The king had a banquet for his son. Mass is our banquet for God’s Son. But . . . “Are modern people even capable of worship?”

That painful question came not from a cynic, but from Romano Guardini, a lover of the liturgy and one of our great spiritual writers. It is a rhetorical question, since everyone has to worship, well or badly. But everyone knows that church worship these days, both Catholic and Protestant, is inadequate. Our relationship with God is surely more profound and more personal than the average service.

Whose fault is that? Partly the professional liturgists, who tend to get caught up in ancient, arcane rituals or modern, squishy theories. But mostly, Guardini insists, the fault is buried deep within three traits of modern
humankind: lack of contemplation, lack of community and lack of body/soul integration.

Lack of contemplation. Contemplation may be described as a long, loving look at the real. The real tree, the real person, the real God. You don’t have to understand the tree or analyze the person or pray to God. Just look at the real until the real becomes part of you, and you become real.

The Rimbaud says: It is not that I think, but that something is thinking in me. Contemplation is absorbing the other like a sponge. We have to be schooled in silence; we must shut up and know that it is better to hear “I love you" than to say “I love you.” We will not get liturgy right until our chattering prayer is muffled in the cloak of quiet contemplation.
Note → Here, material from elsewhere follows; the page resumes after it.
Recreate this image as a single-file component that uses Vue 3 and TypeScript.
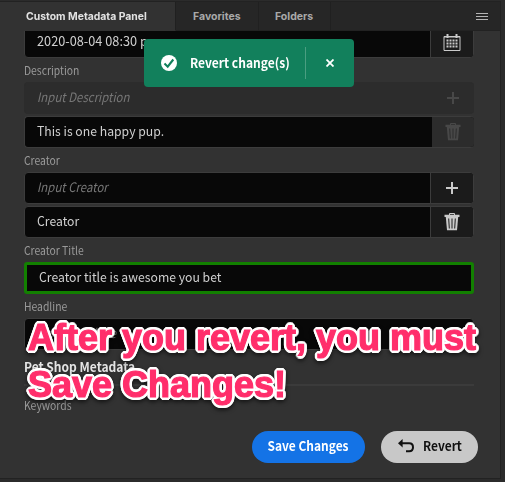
<script setup lang="ts">
interface Row {
  label?: string
  text: string
  placeholder?: boolean
  action?: 'calendar' | 'plus' | 'trash'
  disabled?: boolean
  actionDisabled?: boolean
  modified?: boolean
}

interface Tab {
  name: string
  cls: string
}

const tabs: Tab[] = [
  { name: 'Custom Metadata Panel', cls: 'active' },
  { name: 'Favorites', cls: 'favorites' },
  { name: 'Folders', cls: 'folders' },
]

const rows: Row[] = [
  { text: '2020-08-04 08:30 pm', action: 'calendar' },
  { label: 'Description', text: 'Input Description', placeholder: true, action: 'plus', disabled: true, actionDisabled: true },
  { text: 'This is one happy pup.', action: 'trash', actionDisabled: true },
  { label: 'Creator', text: 'Input Creator', placeholder: true, action: 'plus' },
  { text: 'Creator', action: 'trash' },
  { label: 'Creator Title', text: 'Creator title is awesome you bet', modified: true },
  { label: 'Headline', text: 'Input Headline', placeholder: true },
]
</script>

<template>
  <div class="window">
    <div class="panel">
      <nav class="tabs">
        <div v-for="tab in tabs" :key="tab.name" class="tab" :class="tab.cls"><span>{{ tab.name }}</span></div>
        <div class="tab-rest">
          <svg width="12" height="8" viewBox="0 0 12 8"><path d="M0 .5H12M0 3.5H12M0 6.5H12" stroke="#b4b4b4" /></svg>
        </div>
      </nav>

      <main class="content">
        <div class="form">
          <template v-for="row in rows" :key="row.text">
            <div v-if="row.label" class="label"><span>{{ row.label }}</span></div>
            <div class="field" :class="{ disabled: row.disabled, modified: row.modified, 'action-off': row.actionDisabled, labelled: row.label }">
              <div class="input" :class="{ placeholder: row.placeholder }"><span>{{ row.text }}</span></div>
              <div v-if="row.action" class="action">
                <svg v-if="row.action === 'calendar'" width="18" height="17" viewBox="0 0 18 17">
                  <path d="M1 2.500H17V16.500H1Z" fill="none" stroke="currentColor" />
                  <path d="M3.500 0h2v4h-2zM12.500 0h2v4h-2zM1 2h16v1.400H1z" fill="currentColor" />
                  <path d="M3.500 6.500H15M3.500 9.500H15M3.500 12.500H15" stroke="currentColor" stroke-width="2" stroke-dasharray="2 1" />
                </svg>
                <svg v-else-if="row.action === 'plus'" width="12" height="12" viewBox="0 0 12 12">
                  <path d="M6 0V12M0 6H12" stroke="currentColor" stroke-width="2" />
                </svg>
                <svg v-else width="16" height="18" viewBox="0 0 16 18">
                  <path d="M5.500 2V.5H10.500V2" fill="none" stroke="currentColor" />
                  <path d="M.5 1.800H15.500V4H.5Z" fill="currentColor" />
                  <path d="M1.800 4H14.200L13 17.300H3Z" fill="currentColor" />
                  <path d="M4.700 5.500L5.300 15.500M8 5.500V15.500M11.300 5.500L10.700 15.500" class="slots" />
                </svg>
              </div>
            </div>
          </template>
          <h2><span>Pet Shop Metadata</span></h2>
          <hr>
          <div class="label keywords"><span>Keywords</span></div>
        </div>
      </main>

      <footer class="buttons">
        <button class="save"><span>Save Changes</span></button>
        <button class="revert">
          <svg width="16" height="14" viewBox="0 0 16 14">
            <path d="M0 4.200L4.600 0V8.400Z" fill="#111" />
            <path d="M4 4.200H11.200Q15 4.200 15 8.200T11.200 12.200H8" fill="none" stroke="#111" stroke-width="2" />
          </svg>
          <span>Revert</span>
        </button>
      </footer>
    </div>

    <div class="toast">
      <svg class="check" width="16" height="16" viewBox="0 0 16 16">
        <circle cx="8" cy="8" r="8" fill="#fff" />
        <path d="M3.500 8.500L6.700 11.700L12.300 4.500" fill="none" stroke="#12805c" stroke-width="2.100" />
      </svg>
      <span class="message">Revert change(s)</span>
      <i class="separator"></i>
      <svg class="close" width="8" height="8" viewBox="0 0 8 8"><path d="M.5.500L7.500 7.500M7.500.5L.5 7.500" stroke="#fff" stroke-width="1.800" /></svg>
    </div>

    <div class="callout"><div>After you revert, you must</div><div>Save Changes!</div></div>
  </div>
</template>

<style>
html, body { margin: 0; background: #2b2b2b; overflow: hidden; }
</style>

<style scoped>
* { box-sizing: border-box; }
.window {
  position: relative;
  width: 505px;
  height: 482px;
  overflow: hidden;
  background: #2b2b2b;
  color: #d0d0d0;
  font-family: "Noto Sans CJK SC", "Noto Sans", sans-serif;
}
svg { display: block; flex: none; }
span { display: inline-block; white-space: nowrap; transform-origin: left center; }
.panel {
  display: flex;
  flex-direction: column;
  width: 501px;
  height: 478px;
  border: 1px solid #222;
  border-width: 1px 1px 1px 0;
  margin-top: 1px;
  background: #323232;
}
.tabs { display: flex; height: 29px; flex: none; }
.tab, .tab-rest {
  display: flex;
  align-items: center;
  background: #262626;
  border-bottom: 1px solid #222;
}
.tab {
  border-right: 1px solid #202020;
  font: 700 10.500px/28px Inter, "Liberation Sans", sans-serif;
  color: #a9a9a9;
  padding: 1px 0 0 17px;
}
.active { width: 176px; background: #323232; border-bottom-color: #323232; color: #e2e2e2; padding-left: 26px; }
.active span { transform: scaleX(0.99); }
.favorites { width: 83px; }
.folders { width: 72px; padding-left: 16px; }
.tab-rest { flex: 1; justify-content: flex-end; padding: 2px 12px 0 0; }

.content { flex: 1; min-height: 0; overflow: hidden; padding: 0 26px 0 24px; }
.form { margin-top: -5px; display: flex; flex-direction: column; }
.label { height: 24px; display: flex; align-items: center; font-size: 11.500px; line-height: 20px; color: #9a9a9a; }
.label span { transform: scaleX(0.9); }
.field {
  display: flex;
  height: 32px;
  border: 1px solid #3c3c3c;
  border-radius: 4px;
  overflow: hidden;
  background: #080808;
}
.field:not(.labelled) { margin-top: 2px; }
.field:first-child { margin-top: 0; }
.input { flex: 1; display: flex; align-items: center; padding: 0 0 3px 12px; font-size: 13px; line-height: 20px; }
.input span { transform: scaleX(0.94); }
.field:first-child .input span { transform: scaleX(0.98); }
.input.placeholder { color: #777; font-style: italic; }
.input.placeholder span { transform: scaleX(0.88); }
.action {
  width: 43px;
  display: flex;
  align-items: center;
  justify-content: center;
  background: #1b1b1b;
  border-left: 1px solid #3c3c3c;
  color: #cacaca;
}
.slots { stroke: #1b1b1b; stroke-width: 1; fill: none; }
.action-off { border-right-width: 0; }
.action-off .action { width: 42px; border-left: 0; background: #2c2c2c; color: #484848; }
.action-off .slots { stroke: #2c2c2c; }
.disabled { border-color: #2c2c2c; background: #2c2c2c; }
.modified { border: 3px solid #128000; border-radius: 3px; }
h2 { height: 34px; margin: 0; display: flex; align-items: center; font-size: 13px; line-height: 20px; color: #e4e4e4; }
h2 span { transform: scaleX(0.925); }
hr { width: 100%; height: 2px; margin: 0; border: 0; background: #3b3b3b; }
.keywords { margin-top: 7px; }

.buttons { display: flex; gap: 16px; justify-content: flex-end; padding: 0 22px 15px 0; }
button {
  height: 32px;
  padding: 0 0 3px;
  border: 0;
  border-radius: 16px;
  display: flex;
  align-items: center;
  justify-content: center;
  font: 700 13px/20px "Noto Sans CJK SC", "Noto Sans", sans-serif;
}
.save { width: 113px; background: #1473e6; color: #fff; }
.save span { transform: scaleX(0.92); transform-origin: center; }
.revert { width: 97px; background: #c8c8c8; color: #111; gap: 9px; justify-content: flex-start; padding-left: 17px; }
.revert span { transform: scaleX(0.92); }

.toast {
  position: absolute;
  left: 144px;
  top: 39px;
  width: 210px;
  height: 48px;
  border-radius: 4px;
  display: flex;
  align-items: center;
  padding-left: 17px;
  background: #12805c;
  color: #fff;
  font-size: 13px;
  font-weight: 700;
}
.message { margin-left: 13px; width: 115px; padding-bottom: 2px; transform: scaleX(0.925); }
.separator { width: 1px; height: 32px; background: #4a9e81; }
.close { margin-left: 20px; }

.callout {
  position: absolute;
  left: 28px;
  top: 314px;
  color: #ff2e6b;
  font: 700 36px/47px "Liberation Sans", Arial, sans-serif;
  white-space: nowrap;
  -webkit-text-stroke: 1.200px #ff2e6b;
  text-shadow:
    3px 0 #fff, 2.800px 1.100px #fff, 2.100px 2.100px #fff, 1.100px 2.800px #fff,
    0 3px #fff, -1.100px 2.800px #fff, -2.100px 2.100px #fff, -2.800px 1.100px #fff,
    -3px 0 #fff, -2.800px -1.100px #fff, -2.100px -2.100px #fff, -1.100px -2.800px #fff,
    0 -3px #fff, 1.100px -2.800px #fff, 2.100px -2.100px #fff, 2.800px -1.100px #fff;
  filter: drop-shadow(0 2px 2px rgb(0 0 0 / 60%));
}
</style>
Lack of community. The most obvious sign of our descent from community to individuality is in the titles of our magazines. We went from Life to People to Us to Self. Next might be MeMeMe. That is not all bad—we have to take care of ourselves—but we become less than ourselves when we deny our imbedded-ness in the larger
community. We admit our groupiness by taking group pictures, but what face do we automatically look for in that
picture? We must learn to balance our being: All of us are because of you, and you are because of all of us. Neither is first, neither is better; both are essential. Humankind is like a humongous intertwining web: If it is touched at any point, the whole thing trembles. We will never get liturgy right until we all vibrate together.

Lack of body/soul integration. Or simply lack of integrity, lack of wholeness. We imagine that we are
composed of two different things: body and spirit. We have to reimagine our whole self. Imagine a body without a spirit: That is a corpse. Imagine a spirit without a body: That is a ghost. Neither one is who we are. We are a
single, simple, undivided being. That makes life exciting, joyful, celebrative. Only human beings are blessed with both the pleasure of bodily sensation, and the joy of knowing we deserve it.

Because God is spirit, we are prone to distrust our bodies when we worship. But to denigrate the body is like burning the house for the insurance. Ancient Heraclitus said that the senses are bad only to those who have barbarian souls. Our souls have been civilized by Christ; our bodies have been sanctified by Christ. Our whole being, body and spirit, is bound for glory. We will not get liturgy right until we feel ourselves to be the unified body and soul of Christ praying to the Father.